Alia Akkam, photo by Andrea Weir
Serious about crafting restaurant-caliber pizza on your
home turf? Then you’ve probably already shunned the packaged shredded
mozz for creamy balls of the fresh stuff. But that’s just the first step
to a killer pie. Ensuring your pizza emerges from the oven with the
vibrant sauce, airy but charred crust, and brilliantly creative toppings
of the latest pizzerias is a lot harder than it looks. Fortunately, we
tapped the pizza experts (aka pizzaioli) from some of the newest pizza
destinations across the country for their expert advice.
Strategy #1: Go Thick, Go Low
At Marta, Danny Meyer’s latest New York project, inside the Martha Washington Hotel, Nick Anderer mans the wood-burning ovens that elicit paper thin, Roman-style pizzas. This technique is even more challenging to master in the civilian kitchen devoid of 600-degree ovens, but the ambitious should certainly try. “If the raw dough is too dry, it burns before getting crispy. Higher hydration allows for more time on the pizza stone without burning, and this extra time results in crispier crust,” he explains. “But the bitch of it is that working with high-hydration dough at home is tricky, usually because of the transfer to the oven.”
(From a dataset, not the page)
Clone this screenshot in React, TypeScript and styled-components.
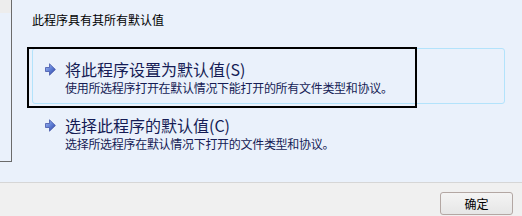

Instead, Anderer points out, consider the pan pizza, or thicker, focaccia-like pizza rustica: “You can cook it for a longer time, at a lower temperature—closer to 450 or 500 degrees. It won’t be like pizzeria pizza, but it will be crispy and delicious, albeit a touch thicker and doughier.” Just roll out the dough about twice as thick as usual, then bake in a well-oiled rimmed baking sheet instead of on a pizza peel.